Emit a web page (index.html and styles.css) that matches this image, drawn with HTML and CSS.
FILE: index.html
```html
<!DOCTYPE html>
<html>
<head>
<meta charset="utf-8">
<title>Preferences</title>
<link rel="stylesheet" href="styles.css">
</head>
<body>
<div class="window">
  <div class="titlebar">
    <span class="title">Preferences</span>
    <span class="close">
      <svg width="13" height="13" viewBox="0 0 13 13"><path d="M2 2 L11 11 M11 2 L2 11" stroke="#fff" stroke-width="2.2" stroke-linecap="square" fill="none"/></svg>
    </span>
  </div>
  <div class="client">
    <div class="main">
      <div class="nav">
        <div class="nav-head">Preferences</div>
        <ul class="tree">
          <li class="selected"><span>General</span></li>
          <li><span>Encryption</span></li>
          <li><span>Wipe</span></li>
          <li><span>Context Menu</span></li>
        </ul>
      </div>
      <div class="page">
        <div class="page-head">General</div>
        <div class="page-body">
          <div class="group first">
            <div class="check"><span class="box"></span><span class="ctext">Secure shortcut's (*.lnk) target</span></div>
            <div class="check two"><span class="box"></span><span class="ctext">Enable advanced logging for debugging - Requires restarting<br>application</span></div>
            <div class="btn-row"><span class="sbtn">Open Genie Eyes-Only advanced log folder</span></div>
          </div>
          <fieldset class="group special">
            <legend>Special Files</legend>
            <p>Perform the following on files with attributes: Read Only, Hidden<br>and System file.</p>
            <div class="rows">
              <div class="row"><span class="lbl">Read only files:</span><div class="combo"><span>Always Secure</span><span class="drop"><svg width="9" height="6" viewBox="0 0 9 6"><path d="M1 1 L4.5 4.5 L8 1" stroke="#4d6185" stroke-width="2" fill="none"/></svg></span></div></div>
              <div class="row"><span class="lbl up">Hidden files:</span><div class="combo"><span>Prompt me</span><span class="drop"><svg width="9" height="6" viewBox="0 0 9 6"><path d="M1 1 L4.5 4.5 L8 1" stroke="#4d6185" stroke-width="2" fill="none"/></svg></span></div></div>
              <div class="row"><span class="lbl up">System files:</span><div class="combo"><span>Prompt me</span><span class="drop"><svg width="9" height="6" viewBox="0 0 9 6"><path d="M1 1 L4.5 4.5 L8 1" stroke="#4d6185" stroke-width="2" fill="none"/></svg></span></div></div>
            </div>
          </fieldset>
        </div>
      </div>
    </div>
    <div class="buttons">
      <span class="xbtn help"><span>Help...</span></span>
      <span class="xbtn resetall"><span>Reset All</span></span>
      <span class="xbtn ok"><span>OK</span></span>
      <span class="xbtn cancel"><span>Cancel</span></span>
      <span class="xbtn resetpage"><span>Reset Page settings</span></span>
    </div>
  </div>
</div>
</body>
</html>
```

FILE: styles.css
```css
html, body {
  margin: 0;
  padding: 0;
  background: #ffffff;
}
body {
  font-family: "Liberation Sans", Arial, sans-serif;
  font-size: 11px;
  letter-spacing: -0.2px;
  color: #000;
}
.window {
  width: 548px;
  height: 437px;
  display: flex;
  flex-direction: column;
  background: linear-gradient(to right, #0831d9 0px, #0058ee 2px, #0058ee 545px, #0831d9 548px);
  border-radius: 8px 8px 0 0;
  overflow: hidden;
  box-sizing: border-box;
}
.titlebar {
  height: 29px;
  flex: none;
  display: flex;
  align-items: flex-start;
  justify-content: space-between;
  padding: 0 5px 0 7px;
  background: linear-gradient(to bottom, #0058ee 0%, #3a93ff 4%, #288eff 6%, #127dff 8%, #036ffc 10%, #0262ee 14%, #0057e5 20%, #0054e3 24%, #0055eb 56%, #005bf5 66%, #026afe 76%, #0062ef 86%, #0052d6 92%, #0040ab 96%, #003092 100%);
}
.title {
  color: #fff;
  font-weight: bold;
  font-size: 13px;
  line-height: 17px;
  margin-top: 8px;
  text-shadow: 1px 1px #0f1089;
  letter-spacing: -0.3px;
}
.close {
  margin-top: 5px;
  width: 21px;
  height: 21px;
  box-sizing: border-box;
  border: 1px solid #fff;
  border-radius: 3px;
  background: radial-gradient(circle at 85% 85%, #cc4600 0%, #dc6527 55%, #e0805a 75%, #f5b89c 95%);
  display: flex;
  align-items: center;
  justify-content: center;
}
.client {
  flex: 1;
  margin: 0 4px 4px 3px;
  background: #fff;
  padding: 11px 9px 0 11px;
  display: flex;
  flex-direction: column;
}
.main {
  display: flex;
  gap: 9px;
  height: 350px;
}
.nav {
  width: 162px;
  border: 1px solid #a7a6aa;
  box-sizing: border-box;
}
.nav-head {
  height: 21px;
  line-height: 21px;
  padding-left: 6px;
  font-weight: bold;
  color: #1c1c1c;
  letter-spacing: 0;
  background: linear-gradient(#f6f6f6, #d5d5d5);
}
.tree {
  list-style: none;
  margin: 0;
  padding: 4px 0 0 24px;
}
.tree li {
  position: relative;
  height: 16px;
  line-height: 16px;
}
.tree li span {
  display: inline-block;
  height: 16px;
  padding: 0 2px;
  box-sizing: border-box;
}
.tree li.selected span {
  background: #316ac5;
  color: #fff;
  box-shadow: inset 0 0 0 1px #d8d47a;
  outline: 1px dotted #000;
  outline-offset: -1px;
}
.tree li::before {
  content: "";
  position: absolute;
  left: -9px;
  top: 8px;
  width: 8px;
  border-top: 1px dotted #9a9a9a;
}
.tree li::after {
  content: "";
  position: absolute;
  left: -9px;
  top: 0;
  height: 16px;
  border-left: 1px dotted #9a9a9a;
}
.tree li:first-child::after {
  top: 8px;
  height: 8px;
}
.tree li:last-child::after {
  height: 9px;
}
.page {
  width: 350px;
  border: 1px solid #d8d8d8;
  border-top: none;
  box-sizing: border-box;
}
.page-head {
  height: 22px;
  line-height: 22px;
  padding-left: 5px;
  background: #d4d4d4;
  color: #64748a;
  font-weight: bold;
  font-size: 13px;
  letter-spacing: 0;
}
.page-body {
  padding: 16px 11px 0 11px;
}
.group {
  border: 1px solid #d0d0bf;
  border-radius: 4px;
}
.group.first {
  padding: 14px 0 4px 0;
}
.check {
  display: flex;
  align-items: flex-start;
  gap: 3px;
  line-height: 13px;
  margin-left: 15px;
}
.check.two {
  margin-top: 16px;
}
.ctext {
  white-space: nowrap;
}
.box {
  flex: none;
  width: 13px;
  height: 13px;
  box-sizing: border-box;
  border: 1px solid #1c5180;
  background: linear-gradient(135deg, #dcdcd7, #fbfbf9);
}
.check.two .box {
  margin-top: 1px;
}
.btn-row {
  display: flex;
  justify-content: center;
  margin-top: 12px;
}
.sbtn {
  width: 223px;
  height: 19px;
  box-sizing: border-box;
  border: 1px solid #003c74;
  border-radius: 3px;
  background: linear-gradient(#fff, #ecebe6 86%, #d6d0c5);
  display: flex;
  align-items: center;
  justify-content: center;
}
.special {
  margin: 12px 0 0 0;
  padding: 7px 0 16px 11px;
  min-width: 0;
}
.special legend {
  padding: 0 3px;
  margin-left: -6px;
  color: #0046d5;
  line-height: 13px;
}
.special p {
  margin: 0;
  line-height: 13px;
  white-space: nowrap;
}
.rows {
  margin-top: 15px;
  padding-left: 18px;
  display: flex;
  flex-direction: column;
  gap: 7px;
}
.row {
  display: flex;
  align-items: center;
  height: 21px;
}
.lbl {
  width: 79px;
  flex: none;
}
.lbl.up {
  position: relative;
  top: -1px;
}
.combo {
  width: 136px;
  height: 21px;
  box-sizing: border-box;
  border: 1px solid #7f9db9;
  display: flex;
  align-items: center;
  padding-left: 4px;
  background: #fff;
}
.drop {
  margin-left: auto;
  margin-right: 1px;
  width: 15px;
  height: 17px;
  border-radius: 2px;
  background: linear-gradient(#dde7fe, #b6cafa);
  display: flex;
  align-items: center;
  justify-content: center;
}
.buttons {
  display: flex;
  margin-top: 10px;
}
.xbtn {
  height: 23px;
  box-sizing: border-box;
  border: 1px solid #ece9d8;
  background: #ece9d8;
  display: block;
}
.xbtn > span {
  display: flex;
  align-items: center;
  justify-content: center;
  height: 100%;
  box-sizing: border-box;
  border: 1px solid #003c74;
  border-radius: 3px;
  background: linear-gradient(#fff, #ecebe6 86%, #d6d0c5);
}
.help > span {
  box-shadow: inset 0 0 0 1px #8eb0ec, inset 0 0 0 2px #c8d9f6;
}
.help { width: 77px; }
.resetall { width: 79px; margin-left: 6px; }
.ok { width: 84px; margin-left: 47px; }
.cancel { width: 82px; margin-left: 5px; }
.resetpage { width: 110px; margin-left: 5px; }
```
***
## Given request
For this exercise, gather every line of the data that contains the word "styles".

## Correct response
Emit a web page (index.html and styles.css) that matches this image, drawn with HTML and CSS.
<link rel="stylesheet" href="styles.css">
FILE: styles.css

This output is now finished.